鍛治川社長 紙の規格を絞ればほとんど問題ありません。POPなどもグルーピング(ギャンギング)できます。1件あたり平均42枚、年間35万ジョブを、60万件を発送しています。先ほどのワークフローが完成すれば、「極小ロット・メガ品種・多店舗発送」のビジネスモデルが完成すると思っています。
――御社は昨年12月に小森コーポレーション「インプレミアNS40」を導入されました。開発元のランダ社が債務調整手続の申請をするなど騒動がありましたが、見通しは。
鍛治川社長 救済したファンドが3年で再建するという計画を立てていますし、インクなどの供給面は落ち着いていることもあり、現段階では楽観視しています。
――B1インクジェット印刷市場という意味では、ユニークなポジションを取れるかもしれないですね。
鍛治川社長 そうですね。A1,B1のポスターなどの市場もありますし、仕事をよほど集められる会社でないと導入できない機械だと思います。
スマートファクトリー実現へ
――スマートファクトリー構想を持たれていると伺っています。
鍛治川社長 海外のAGV(自動搬送車)だけが動いているような無人化された工場を構想しています。ただ当社では名刺大から長尺ポスターまであって、それらを個別にピッキングしたり、梱包したりするのは難しいとも考えています。
――(ピッキングに関しては)自動化の前に、ミスを防ぐシステムが重要かもしれませんね。
鍛治川社長 その通りです。順番としてはそれです。製造工程の自動化については、来年夏に向けて取り組んでいきたいと思っています。

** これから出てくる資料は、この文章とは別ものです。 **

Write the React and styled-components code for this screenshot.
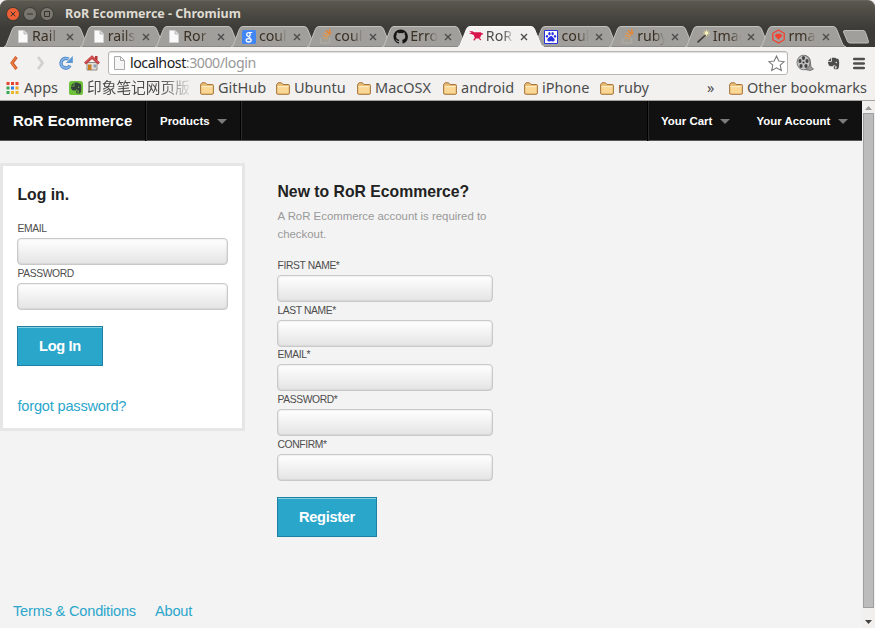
import React from "react";
import styled, { createGlobalStyle } from "styled-components";

const Global = createGlobalStyle`
  * { box-sizing: border-box; }
  body { margin: 0; overflow: hidden; font-family: "Liberation Sans", Arial, sans-serif; }
  a { text-decoration: none; color: inherit; }
`;
const Window = styled.div`
  width: 875px; height: 628px; display: flex; flex-direction: column;
  background: #f3f3f3; overflow: hidden;
`;
const Frame = styled.header`
  height: 47px; background: linear-gradient(#5b594f 0, #4a4943 13px, #3d3c38 27px, #3b3a36 47px);
  border-top: 1px solid #67655b; border-radius: 7px 7px 0 0;
`;
const TitleBar = styled.div`
  height: 25px; display: flex; align-items: center; padding-left: 6px; gap: 3px;
`;
const Title = styled.span`
  margin-left: 8px; font: bold 12.5px/24px "Noto Sans", sans-serif;
  color: #dfdbd2; white-space: nowrap;
`;
const TabStrip = styled.nav`
  display: flex; height: 21px; padding-left: 4px;
`;
const TabBox = styled.div`
  position: relative; flex: none; width: 86.65px; height: 21px; margin-right: -11px;
  z-index: ${(p) => (p.$active ? 2 : 1)};
  display: flex; align-items: center; padding-left: 11px;
`;
const TabShape = styled.svg`
  position: absolute; left: 0; top: 0;
`;
const TabIcon = styled.svg`
  position: relative; flex: none; width: 16px; height: 16px; margin-top: -1px;
`;
const TabLabel = styled.span`
  position: relative; flex: none; width: 28px; margin: -1px 0 0 1px; white-space: nowrap;
  font: 14.2px/20px "Noto Sans", sans-serif; color: ${(p) => (p.$active ? "#4c4c4c" : "#3b3022")};
  mask-image: linear-gradient(90deg, #000 17px, transparent 28px);
`;
const TabClose = styled.svg`
  position: relative; flex: none; width: 8px; height: 8px; margin-left: 6px; margin-top: 1px;
`;
const NewTab = styled.svg`
  flex: none; margin: 4px 0 0 6px;
`;
const Toolbar = styled.div`
  height: 30px; flex: none; background: #f2f1f0; display: flex; align-items: center; padding: 2px 7px 0 6px;
`;
const NavIcons = styled.div`
  display: flex; gap: 10px; width: 102px; align-items: center;
`;
const Address = styled.div`
  width: 680px; height: 24px; border: 1px solid #b9b7b4; border-radius: 3px; background: #fff;
  display: flex; align-items: center; padding: 0 2px 0 4px; box-shadow: inset 0 1px 1px #ddd;
`;
const Url = styled.span`
  flex: 1; margin-left: 3px; font: 14.2px/20px "Noto Sans", sans-serif; color: #999;
  letter-spacing: -0.46px;
  b { font-weight: 400; color: #222; }
`;
const Extensions = styled.div`
  display: flex; align-items: center; gap: 12px; margin-left: 8px;
`;
const Bookmarks = styled.div`
  height: 24px; flex: none; background: #f2f1f0; border-bottom: 1px solid #a5a39f;
  display: flex; align-items: center; padding: 0 0 1px 5px;
`;
const Bookmark = styled.span`
  display: flex; align-items: center; gap: ${(p) => p.$gap || 4}px; width: ${(p) => p.$w}px; flex: none;
  font: 14.5px/20px "Noto Sans", "Noto Sans CJK SC", sans-serif; color: #4c4c4c; white-space: nowrap;
`;
const BookmarkText = styled.span`
  margin-top: -3px;
`;
const Fade = styled(BookmarkText)`
  font-size: 14.7px; margin-top: -2px;
  mask-image: linear-gradient(90deg, #000 74px, transparent 106px);
`;
const View = styled.div`
  flex: 1; display: flex; min-height: 0;
`;
const Page = styled.main`
  width: 862px; height: 527px; background: #f3f3f3;
`;
const TopBar = styled.nav`
  height: 40px; background: #111; display: flex; border-bottom: 1px solid #555; color: #fff;
`;
const Brand = styled.a`
  width: 146px; padding-left: 13px; font: bold 14.9px/40px "Liberation Sans", sans-serif;
`;
const MenuItem = styled.a`
  width: ${(p) => p.$w}px; height: 40px; display: flex; align-items: center; justify-content: space-between;
  padding: 0 14px 0 ${(p) => p.$pl}px; font: bold 11.45px/40px "Liberation Sans", sans-serif;
  border-left: ${(p) => (p.$line ? "1px solid #2b2b2b" : "none")};
  box-shadow: ${(p) => (p.$line ? "-1px 0 0 #000" : "none")};
  &::after { content: ""; border: 5px solid transparent; border-top-color: #7b7b7b; border-bottom: 0; }
`;
const Spacer = styled.div`
  flex: 1; border-left: 1px solid #2b2b2b; box-shadow: -1px 0 0 #000;
`;
const Columns = styled.section`
  display: flex; align-items: flex-start; height: 437px; padding-top: 22px;
`;
const LoginPanel = styled.form`
  width: 245px; height: 268px; background: #fff; border: 3px solid #e6e6e6; padding: 18px 14px 0;
`;
const Register = styled.form`
  width: 216px; margin-left: 32px; padding-top: 18px;
`;
const Heading = styled.h1`
  margin: 0 0 ${(p) => p.$mb}px; padding-left: 0.5px;
  font: bold 15.75px/22px "Liberation Sans", sans-serif; color: #222; white-space: nowrap;
`;
const Hint = styled.p`
  margin: 0 0 14px; padding-left: 0.5px; font-size: 11.4px; line-height: 18px; color: #999; white-space: nowrap;
`;
const Label = styled.label`
  display: block; height: 44.7px; padding-top: 1px; font-size: 10.3px; letter-spacing: -0.38px;
  line-height: 16.9px; color: #4d4d4d; white-space: nowrap; text-indent: 0.5px;
`;
const Input = styled.input`
  display: block; width: 100%; height: 27px; border: 1px solid #c9c9c9; border-radius: 4px;
  background: linear-gradient(#fff, #e4e4e4); box-shadow: inset 0 0 2px rgba(0, 0, 0, 0.18); outline: none;
`;
const Button = styled.button`
  display: block; width: ${(p) => p.$w}px; height: 40px; margin-top: 17px; padding: 0 0 1px;
  border: 1px solid #1e81a3; background: #2ba6cb; box-shadow: inset 0 1px 0 rgba(255, 255, 255, 0.45);
  color: #fff; font: bold 14.6px/36px "Liberation Sans", sans-serif; letter-spacing: -0.3px;
`;
const Link = styled.a`
  color: #2ba6cb; font-size: 14.6px; letter-spacing: -0.2px; line-height: 20px; white-space: nowrap;
`;
const Forgot = styled(Link)`
  display: block; margin-top: 30px; padding-left: 0.5px;
`;
const Footer = styled.footer`
  display: flex; gap: 19px; padding: 23px 0 0 13px;
`;
const Scrollbar = styled.div`
  width: 13px; background: #f1f0ef; display: flex; flex-direction: column; align-items: center; padding-top: 5px;
`;
const Thumb = styled.div`
  width: 11px; height: 495px; margin: 3px 0 12px; background: #bcbcbc; border: 1px solid #9f9f9f;
`;

const Small = ({ w = 16, h = 16, box = "0 0 16 16", children }) => (
  <svg width={w} height={h} viewBox={box}>{children}</svg>
);

const glyphs = {
  page: (
    <>
      <path d="M3.5 2.5h5.5l3.5 3.5v8.5h-9z" fill="#fafafa" stroke="#d2d2d2" />
      <path d="M9 2.5V6h3.5" fill="#ddd" stroke="#bbb" />
    </>
  ),
  google: (
    <>
      <rect x="0" y="2" width="14" height="14" rx="1.5" fill="#4285f4" />
      <circle cx="6.500" cy="6.500" r="1.800" fill="none" stroke="#fff" strokeWidth="1.300" />
      <ellipse cx="6.700" cy="12.300" rx="2.500" ry="1.700" fill="none" stroke="#fff" strokeWidth="1.300" />
      <path d="M7 4.500h3.300M6 8.500q1.800.8 2.500 2" fill="none" stroke="#fff" strokeWidth="1.200" />
    </>
  ),
  stack: (
    <>
      <path d="M2.500 10v4.800h9V10" fill="none" stroke="#b0aba2" strokeWidth="1.300" />
      <path d="M4.300 12.700h5.500" stroke="#a89f90" strokeWidth="1.200" />
      <path d="M4.300 10.200l5.600.6" stroke="#c1a277" strokeWidth="1.200" />
      <path d="M4.800 7.400l5.400 1.800M6 4.500l4.800 3.200" stroke="#e79a4b" strokeWidth="1.200" />
      <path d="M8.200 2.200l3.500 4.500M11.400 1l1.300 5.200" stroke="#f4811f" strokeWidth="1.300" />
    </>
  ),
  github: (
    <path transform="translate(.5 1.500) scale(.9)" fill="#161514" d="M8 0C3.58 0 0 3.58 0 8c0 3.54 2.29 6.53 5.47 7.59.4.07.55-.17.55-.38v-1.49c-2.01.37-2.53-.49-2.69-.94-.09-.23-.48-.94-.82-1.13-.28-.15-.68-.52-.01-.53.63-.01 1.08.58 1.23.82.72 1.21 1.87.87 2.33.66.07-.52.28-.87.51-1.07-1.78-.2-3.64-.89-3.64-3.95 0-.87.31-1.59.82-2.15-.08-.2-.36-1.02.08-2.12 0 0 .67-.21 2.2.82a7.6 7.6 0 0 1 4 0c1.53-1.04 2.2-.82 2.2-.82.44 1.1.16 1.92.08 2.12.51.56.82 1.27.82 2.15 0 3.07-1.87 3.75-3.65 3.95.29.25.54.73.54 1.48v2.2c0 .21.15.46.55.38A8 8 0 0 0 16 8c0-4.42-3.58-8-8-8z" />
  ),
  ror: (
    <path fill="#d9144a" d="M0 3l3.500.2L5 4.300h6.800l.9 1h1.300v.9l-1.800.7-.8 2.300-1 .9 1.500.8.300 1.200-1.100.200-1.300-1.700H6.800l-1 1.800-1.300-.200.200-1.200 1.100-.9-1-3.200L0 5.200l2.600-.8z" />
  ),
  baidu: (
    <>
      <path d="M.5 2.500h13v13H.5z" fill="#fff" stroke="#2932e1" />
      <path d="M7 8c1.500 0 2 1.500 3.200 2.500 1.200 1.400.2 3.300-1.500 2.900-1-.3-2.400-.3-3.400 0-1.700.4-2.700-1.500-1.500-2.900C5 9.500 5.500 8 7 8z" fill="#2932e1" />
      <ellipse cx="5.400" cy="5.700" rx="1.200" ry="1.600" fill="#2932e1" /><ellipse cx="8.600" cy="5.700" rx="1.200" ry="1.600" fill="#2932e1" />
      <ellipse cx="3" cy="8.300" rx="1.100" ry="1.400" fill="#2932e1" /><ellipse cx="11" cy="8.300" rx="1.100" ry="1.400" fill="#2932e1" />
    </>
  ),
  wand: (
    <>
      <path d="M1.500 14.300L9.500 7" stroke="#3f3b36" strokeWidth="1.600" />
      <path d="M10.500 1.500v7M7 5h7M8 2.500l5 5M13 2.500l-5 5" stroke="#e8dc9c" strokeWidth=".8" />
      <circle cx="10.500" cy="5" r="1.700" fill="#faf2bd" />
    </>
  ),
  mine: (
    <>
      <path d="M7.500 2l5.700 3.300v6.400L7.500 15l-5.700-3.300V5.300z" fill="none" stroke="#f4402e" strokeWidth="1.300" />
      <path d="M5.300 5.700h4.400l1.600 2-3.800 4.100-3.800-4.100z" fill="#f4402e" />
    </>
  ),
};

const tabs = [
  ["page", "Rail"], ["page", "rails"], ["page", "Ror"], ["google", "coul"], ["stack", "coul"],
  ["github", "Erro"], ["ror", "RoR", true], ["baidu", "coul"], ["stack", "ruby"], ["wand", "Imag"], ["mine", "rma"],
];

const Tab = ({ icon, label, active }) => (
  <TabBox $active={active}>
    <TabShape width="87" height="21" viewBox="0 0 87 21">
      <path d="M0 21L2 19.500 8.500 3Q9.500.5 12 .5H73Q75.500.5 76.500 3L83 19l3 2z"
        fill={active ? "#f2f1f0" : "#a09f9c"} />
      <path d="M0 21L2 19.500 8.500 3Q9.500.5 12 .5H73Q75.500.5 76.500 3L83 19l3 2" fill="none"
        stroke={active ? "#fbfbfa" : "#c3c1bc"} />
      {!active && <path d="M3 20.500h81" stroke="#8b8a86" />}
    </TabShape>
    <TabIcon viewBox="0 0 16 16">{glyphs[icon]}</TabIcon>
    <TabLabel $active={active}>{label}</TabLabel>
    <TabClose viewBox="0 0 8 8"><path d="M1 1l6 6M7 1L1 7" stroke="#4d4c49" strokeWidth="1.400" /></TabClose>
  </TabBox>
);

const Folder = () => (
  <Small w={14} h={13} box="0 0 14 13">
    <path d="M.6 11V2.500L2 .8h3.500L7 2.500h5.500q.9 0 .9 1V11q0 1.300-1 1.300h-10.600Q.6 12.300.6 11z" fill="#e9bd73" stroke="#a5763f" />
    <path d="M1.500 4.500h11V11.300h-11z" fill="#fbd795" /><path d="M1.500 4.600h11" stroke="#fff0c9" />
  </Small>
);
const Elephant = ({ fill, eye }) => (
  <>
    <path fill={fill} d="M2 5.300L5.300 2v3.300zM6.200 1.800h3.600l1.200.9 2.300.5q1 2.500.7 6.300-.2 4.300-1.800 4.700H9.500Q8 14 8.100 12.200q.2-1.600 2-1.500v1.200q-.9 0-.9.800.1.600 1 .600 1.400.1 1.200-1.400-.1-1.700-2-1.800L8.200 9.500l-.5 1.300q-3 .6-4.500-.8Q2.200 8.500 2 6.200h4.200z" />
    <circle cx="11" cy="7" r=".8" fill={eye} />
  </>
);

const folders = [["GitHub", 76], ["Ubuntu", 81], ["MacOSX", 86], ["android", 81], ["iPhone", 76], ["ruby", 107]];
const fields = ["FIRST NAME*", "LAST NAME*", "EMAIL*", "PASSWORD*", "CONFIRM*"];
const appDots = ["#e6432c", "#e6432c", "#e8432c", "#3aa757", "#2d7de0", "#e8a51e", "#3aa757", "#e8b72c", "#e8b72c"];
const reelHoles = [[8, 4.5], [4.5, 7.5], [11.5, 7.5], [5.5, 12.5], [10.5, 12.5]];

const WindowButton = ({ kind }) => (
  <Small w={14} h={14} box="0 0 14 14">
    <circle cx="7" cy="7" r="6.500" fill={kind === "close" ? "#ee6137" : "#787670"} stroke="#35342f" strokeWidth=".8" />
    <path d={kind === "close" ? "M4.700 4.700l4.600 4.600m0-4.600L4.700 9.300" : kind === "min" ? "M4 7h6" : "M4.500 4.500h5v5h-5z"}
      fill="none" stroke="#3c3029" strokeWidth="1" />
  </Small>
);

export default function App() {
  return (
    <Window>
      <Global />
      <Frame>
        <TitleBar>
          <WindowButton kind="close" /><WindowButton kind="min" /><WindowButton kind="max" />
          <Title>RoR Ecommerce - Chromium</Title>
        </TitleBar>
        <TabStrip>
          {tabs.map(([icon, label, active], i) => <Tab key={i} icon={icon} label={label} active={active} />)}
          <NewTab width="28" height="14" viewBox="0 0 28 14">
            <path d="M3 .5h18q2 0 2.500 2l3 9q.5 1.500-1 1.500H8q-2 0-2.700-2L1.500 2Q1 .5 3 .5z" fill="#a09f9b" stroke="#c0beb9" />
          </NewTab>
        </TabStrip>
      </Frame>
      <Toolbar>
        <NavIcons>
          <Small><path d="M10.500 2L6 8l4.500 6" fill="none" stroke="#cf5424" strokeWidth="3" /><path d="M10 2.500L5.800 8l4.200 5.500" fill="none" stroke="#f08a45" strokeWidth="1.200" /></Small>
          <Small><path d="M6 2l4.500 6L6 14" fill="none" stroke="#d2d0cd" strokeWidth="2.800" /></Small>
          <Small>
            <path d="M12 10.500A4.800 4.800 0 1 1 10.500 4.200" fill="none" stroke="#4a86c8" strokeWidth="3.400" />
            <path d="M14.800 1v7H7.800z" fill="#5c96d3" />
            <path d="M12 10.500A4.800 4.800 0 1 1 10.500 4.200" fill="none" stroke="#8db9e6" strokeWidth="1.500" />
          </Small>
          <Small>
            <path d="M3 7.500h10v7.500H3z" fill="#e4e0d9" stroke="#8e8a83" /><path d="M4 9.500h3.500V15H4z" fill="#c97c22" />
            <path d="M9.500 9.500h2.500v3H9.500z" fill="#8a9fb4" /><path d="M11 1h2.500v5L11 4z" fill="#b43538" />
            <path d="M1 8.500L8 2.200l7 6.300" fill="none" stroke="#c23b3d" strokeWidth="2.800" />
            <path d="M1.500 7.500L8 1.800l6.500 5.700" fill="none" stroke="#e06a69" strokeWidth=".8" />
          </Small>
        </NavIcons>
        <Address>
          <Small w={14} h={16} box="2 0 14 16">
            <path d="M3.500 1.500h6l4 4v9h-10z" fill="#f6f6f6" stroke="#aaa" /><path d="M9.500 1.500v4h4" fill="none" stroke="#aaa" />
          </Small>
          <Url><b>localhost</b>:3000/login</Url>
          <Small w={17} h={17}>
            <path d="M8 1l2.200 4.600 5 .6-3.700 3.400 1 5L8 12.100l-4.500 2.500 1-5L.8 6.200l5-.6z" fill="#fff" stroke="#777" />
          </Small>
        </Address>
        <Extensions>
          <Small w={18} h={18} box="0 0 18 18">
            <path d="M9 1.500q4 .5 5 4l1 7.500 2.500 2-3 1.500-6-1z" fill="#999" stroke="#666" strokeWidth=".8" />
            <ellipse cx="7.500" cy="8.500" rx="6.500" ry="7.300" fill="#c2c2c2" stroke="#666" strokeWidth=".8" />
            {reelHoles.map(([x, y]) => <ellipse key={`${x}-${y}`} cx={x - 0.5} cy={y - 0.5} rx="1.600" ry="1.900" fill="#444" />)}
            <circle cx="7.500" cy="8.500" r="1" fill="#333" />
          </Small>
          <Small w={15} h={15}><Elephant fill="#4c4c4c" eye="#f2f1f0" /></Small>
          <Small w={12} h={14} box="0 0 12 14"><path d="M1.200 3h9.600M1.200 7.500h9.600M1.200 12h9.600" stroke="#4f4e4c" strokeWidth="2.600" strokeLinecap="round" /></Small>
        </Extensions>
      </Toolbar>
      <Bookmarks>
        <Bookmark $w={64} $gap={5}>
          <Small w={14} h={13} box="-1.5 0 14 13">
            {appDots.map((c, i) => (
              <rect key={i} x={(i % 3) * 4.5} y={Math.floor(i / 3) * 4.5} width="3" height="3" fill={c} />
            ))}
          </Small>
          <BookmarkText>Apps</BookmarkText>
        </Bookmark>
        <Bookmark $w={131}>
          <Small w={14} h={14}>
            <rect width="16" height="16" rx="3" fill="#6fc13a" /><Elephant fill="#34423b" eye="#6fc13a" />
          </Small>
          <Fade>印象笔记网页版</Fade>
        </Bookmark>
        {folders.map(([name, w]) => <Bookmark key={name} $w={w}><Folder /><BookmarkText>{name}</BookmarkText></Bookmark>)}
        <Bookmark $w={22}><BookmarkText>»</BookmarkText></Bookmark>
        <Bookmark $w={140}><Folder /><BookmarkText>Other bookmarks</BookmarkText></Bookmark>
      </Bookmarks>
      <View>
        <Page>
          <TopBar>
            <Brand href="#">RoR Ecommerce</Brand>
            <MenuItem href="#" $w={95} $pl={13} $line>Products</MenuItem>
            <Spacer />
            <MenuItem href="#" $w={96} $pl={12} $line>Your Cart</MenuItem>
            <MenuItem href="#" $w={118} $pl={12.5}>Your Account</MenuItem>
          </TopBar>
          <Columns>
            <LoginPanel>
              <Heading $mb={14}>Log in.</Heading>
              <Label>EMAIL<Input /></Label>
              <Label>PASSWORD<Input type="password" /></Label>
              <Button type="button" $w={86}>Log In</Button>
              <Forgot href="#">forgot password?</Forgot>
            </LoginPanel>
            <Register>
              <Heading $mb={4}>New to RoR Ecommerce?</Heading>
              <Hint>A RoR Ecommerce account is required to<br />checkout.</Hint>
              {fields.map((f) => <Label key={f}>{f}<Input /></Label>)}
              <Button type="button" $w={100}>Register</Button>
            </Register>
          </Columns>
          <Footer><Link href="#">Terms &amp; Conditions</Link><Link href="#">About</Link></Footer>
        </Page>
        <Scrollbar>
          <Small w={7} h={4} box="0 0 7 4"><path d="M0 4l3.500-4L7 4z" fill="#999" /></Small>
          <Thumb />
          <Small w={7} h={4} box="0 0 7 4"><path d="M0 0l3.500 4L7 0z" fill="#444" /></Small>
        </Scrollbar>
      </View>
    </Window>
  );
}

――パッケージは工程が長いし多いですから、取り組みがいがありますね。
鍛治川社長 書籍も工程が多いですが、(ブック・オブ・ワンなど)デジタル印刷で自動化ラインを構築されています。(海外のように)ペーパーバックなど仕様が標準化されていればうまくいく。ベタが多くインク量が多いですとか、特色が多いなどパッケージ業界ならではの特徴がありますが、スマートファクトリーを必ず実現したいと思っています。